1. Feature Store Components
MP
Minh Pham / April 03, 2024
2 min read
Key Components
Five key components of a Feature Store
1. Feature Engineering (Transformations)#
- Feature engineering phase should offers multiple transformation techniques like select, filter, aggregate, and manipulate raw data into reusable features for ML models
- Different data sources present unique challenges:
- Streaming sources: Dealing with continuous data ingestion and processing
- Batch sources: Dealing with a large amount of static data, ingestion happens regularly or on-demand
- Variety in data formats: CSV files, S3 bucket, Parquet files…
2. Feature Storage#
- The feature storage layer can be seen as a dual-database system. On one side, it stores historical data with a focus on columnar retrieval. On the other, it features a row-oriented retrieval system focusing on low-latency data lookup.
- The offline store is the backbone for training and batch predictions. It is often time-based and is appended to rather than rewritten. Must be cost-efficient for storing large amounts of data.
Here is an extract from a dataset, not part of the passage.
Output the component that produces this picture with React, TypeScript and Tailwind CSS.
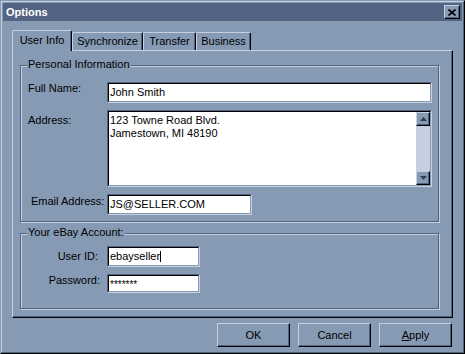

- The online store stores only the latest feature vectors for a specific feature set entity. It is engineered for speed and responsiveness. Needed in real-time cases like: Fraud detection systems or real-time personalization in digital platforms.
3. Feature Registry#
- This can be seen as Centralized repository for all features within the feature store
- Stores metadata of feature (set, type, definition…)
- Feature registry must also manage access control (privilege to access to a set of features and type of access granted)
4. Feature Serving#
- Enables DS/AI engineers and Real-time Models to interact with Feature Storage, retrieving historical features for training or fetching the latest feature vector for a specific entity
- The feature serving client relies on an API or SDK to perform a specific action (like fetching features)
5. Feature Monitoring#
This is a step to ensure ongoing quality, help detecting changes in the features data, cover the following aspects:
- Data quality: ensuring data anomalies stay within defined error limits
- Data drift: The statistical distribution of data over time
- Serving performance: Throughput, serving latency, and requests per second
- Training-Serving Skew: The consistency between the conditions during model training and real-time serving.